### What to produce
How many of the lines below contain "this"? Answer with that number alone.

### Supplied data
########

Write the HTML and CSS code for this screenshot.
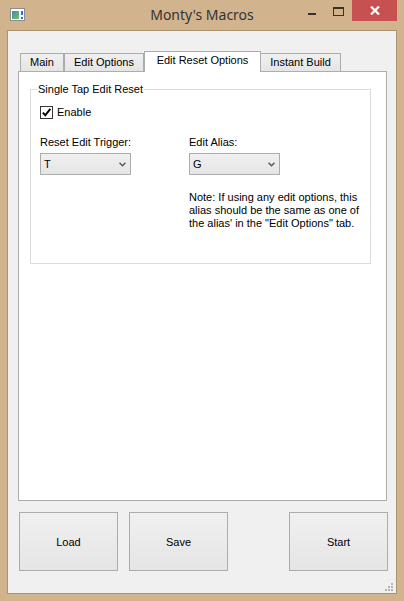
FILE: index.html
```html
<!DOCTYPE html>
<html>
<head>
<meta charset="utf-8">
<link rel="stylesheet" href="styles.css">
</head>
<body>
<div class="window">
  <div class="titlebar">
    <div class="app-icon">
      <svg width="15" height="13" viewBox="0 0 15 13">
        <rect x="0.5" y="0.5" width="14" height="12" fill="#fbfbfb" stroke="#8e8e8e"/>
        <defs><linearGradient id="g" x1="0" y1="0" x2="1" y2="1"><stop offset="0" stop-color="#3f8aa8"/><stop offset="1" stop-color="#76c06a"/></linearGradient></defs>
        <rect x="2" y="3" width="7" height="8" fill="url(#g)"/>
        <rect x="11" y="3" width="2" height="4" fill="#2f6fd0"/>
        <rect x="11" y="9" width="2" height="2" fill="#2f6fd0"/>
      </svg>
    </div>
    <div class="title">Monty's Macros</div>
    <div class="controls">
      <div class="ctl ctl-min"><span class="min-glyph"></span></div>
      <div class="ctl ctl-max"><span class="max-glyph"></span></div>
      <div class="ctl ctl-close">
        <svg width="10" height="9" viewBox="0 0 10 9"><path d="M1 0.5 L9 8.5 M9 0.5 L1 8.5" stroke="#fff" stroke-width="2.2"/></svg>
      </div>
    </div>
  </div>
  <div class="client">
    <div class="tabs">
      <div class="tab tab-main">Main</div>
      <div class="tab tab-edit">Edit Options</div>
      <div class="tab tab-active">Edit Reset Options</div>
      <div class="tab tab-build">Instant Build</div>
    </div>
    <div class="pane">
      <fieldset class="group">
        <legend>Single Tap Edit Reset</legend>
        <div class="check-row">
          <span class="checkbox">
            <svg width="11" height="11" viewBox="0 0 11 11"><polyline points="1.8,5.6 4.3,8.3 9.3,1.8" fill="none" stroke="#000" stroke-width="2"/></svg>
          </span>
          <span>Enable</span>
        </div>
        <div class="fields">
          <div class="field">
            <div class="label">Reset Edit Trigger:</div>
            <div class="combo"><span>T</span><svg class="chev" width="7" height="5" viewBox="0 0 7 5"><polyline points="0.5,0.8 3.5,3.8 6.5,0.8" fill="none" stroke="#5a5a5a" stroke-width="1.5"/></svg></div>
          </div>
          <div class="field">
            <div class="label">Edit Alias:</div>
            <div class="combo"><span>G</span><svg class="chev" width="7" height="5" viewBox="0 0 7 5"><polyline points="0.5,0.8 3.5,3.8 6.5,0.8" fill="none" stroke="#5a5a5a" stroke-width="1.5"/></svg></div>
            <p class="note">Note: If using any edit options, this<br>alias should be the same as one of<br>the alias' in the "Edit Options" tab.</p>
          </div>
        </div>
      </fieldset>
    </div>
    <div class="buttons">
      <div class="btn">Load</div>
      <div class="btn">Save</div>
      <div class="btn btn-start">Start</div>
    </div>
    <div class="grip-row">
      <svg width="8" height="8" viewBox="0 0 8 8" fill="#b4b4b4">
        <rect x="6" y="0" width="2" height="2"/>
        <rect x="3" y="3" width="2" height="2"/><rect x="6" y="3" width="2" height="2"/>
        <rect x="0" y="6" width="2" height="2"/><rect x="3" y="6" width="2" height="2"/><rect x="6" y="6" width="2" height="2"/>
      </svg>
    </div>
  </div>
</div>
</body>
</html>
```

FILE: styles.css
```css
html, body {
  margin: 0;
  padding: 0;
}
body {
  font-family: "Liberation Sans", Arial, sans-serif;
  font-size: 11px;
  color: #000;
}
.window {
  width: 404px;
  height: 601px;
  box-sizing: border-box;
  background: #d1b48e;
  padding: 0 7px 7px 7px;
  display: flex;
  flex-direction: column;
}
.titlebar {
  height: 30px;
  flex: none;
  display: grid;
  grid-template-columns: 1fr auto 1fr;
  align-items: start;
}
.app-icon {
  padding: 8px 0 0 3px;
  height: 13px;
}
.app-icon svg { display: block; }
.title {
  font-family: "Noto Sans", "Open Sans", sans-serif;
  font-size: 14px;
  color: #333;
  line-height: 30px;
  height: 30px;
}
.controls {
  display: flex;
  justify-content: flex-end;
}
.ctl {
  height: 21px;
  display: flex;
  justify-content: center;
}
.ctl-min { width: 26px; }
.ctl-max { width: 27px; }
.ctl-close {
  width: 45px;
  background: #c75050;
  align-items: center;
}
.ctl-close svg { display: block; }
.min-glyph {
  margin-top: 13px;
  width: 8px;
  height: 2px;
  background: #333;
}
.max-glyph {
  margin-top: 7px;
  width: 9px;
  height: 6px;
  border: 1px solid #333;
  border-top-width: 2px;
}
.client {
  flex: 1;
  background: #f0f0f0;
  border: 1px solid #a8926f;
  display: flex;
  flex-direction: column;
  padding-top: 20px;
}
.tabs {
  display: flex;
  align-items: flex-end;
  height: 20px;
  margin-left: 12px;
  position: relative;
  z-index: 1;
}
.tab {
  box-sizing: border-box;
  height: 18px;
  padding: 0;
  text-align: center;
  line-height: 17px;
  border: 1px solid #acacac;
  border-bottom: none;
  background: linear-gradient(#f0f0f0, #e5e5e5);
  white-space: nowrap;
  flex: none;
}
.tab-main { width: 44px; }
.tab-edit { width: 80px; }
.tab-build { width: 81px; margin-left: -1px; }
.tab-active {
  width: 117px;
  height: 21px;
  margin-bottom: -1px;
  padding-bottom: 3px;
  background: #fff;
  position: relative;
  z-index: 2;
}
.pane {
  margin-left: 10px;
  width: 369px;
  height: 430px;
  box-sizing: border-box;
  border: 1px solid #adadad;
  background: #fff;
  flex: none;
}
.group {
  margin: 11px 15px 0 11px;
  padding: 0 9px 33px 9px;
  border: 1px solid #dcdcdc;
  min-width: 0;
}
.group legend {
  padding: 0 1px;
  margin-left: -3px;
  line-height: 13px;
}
.check-row {
  margin-top: 10px;
  display: flex;
  align-items: center;
  gap: 4px;
  height: 13px;
  line-height: 13px;
}
.checkbox {
  box-sizing: border-box;
  width: 13px;
  height: 13px;
  border: 1px solid #333;
  background: #fff;
  display: flex;
  align-items: center;
  justify-content: center;
}
.checkbox svg { display: block; }
.fields {
  margin-top: 17px;
  display: grid;
  grid-template-columns: 149px auto;
}
.label {
  line-height: 13px;
  height: 13px;
}
.combo {
  margin-top: 4px;
  box-sizing: border-box;
  width: 91px;
  height: 22px;
  border: 1px solid #acacac;
  background: linear-gradient(#f0f0f0, #e5e5e5);
  display: flex;
  align-items: center;
  justify-content: space-between;
  padding: 0 4px 0 3px;
}
.chev { display: block; }
.note {
  margin: 16px 0 0 0;
  line-height: 13px;
  white-space: nowrap;
}
.buttons {
  margin-top: 11px;
  height: 59px;
  display: flex;
  gap: 11px;
  padding: 0 8px 0 11px;
  flex: none;
}
.btn {
  box-sizing: border-box;
  width: 99px;
  height: 59px;
  border: 1px solid #acacac;
  background: linear-gradient(#f0f0f0, #e5e5e5);
  display: flex;
  align-items: center;
  justify-content: center;
}
.btn-start { margin-left: auto; }
.grip-row {
  display: flex;
  justify-content: flex-end;
  padding: 12px 3px 0 0;
}
.grip-row svg { display: block; }
```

########

### Answer for the task
2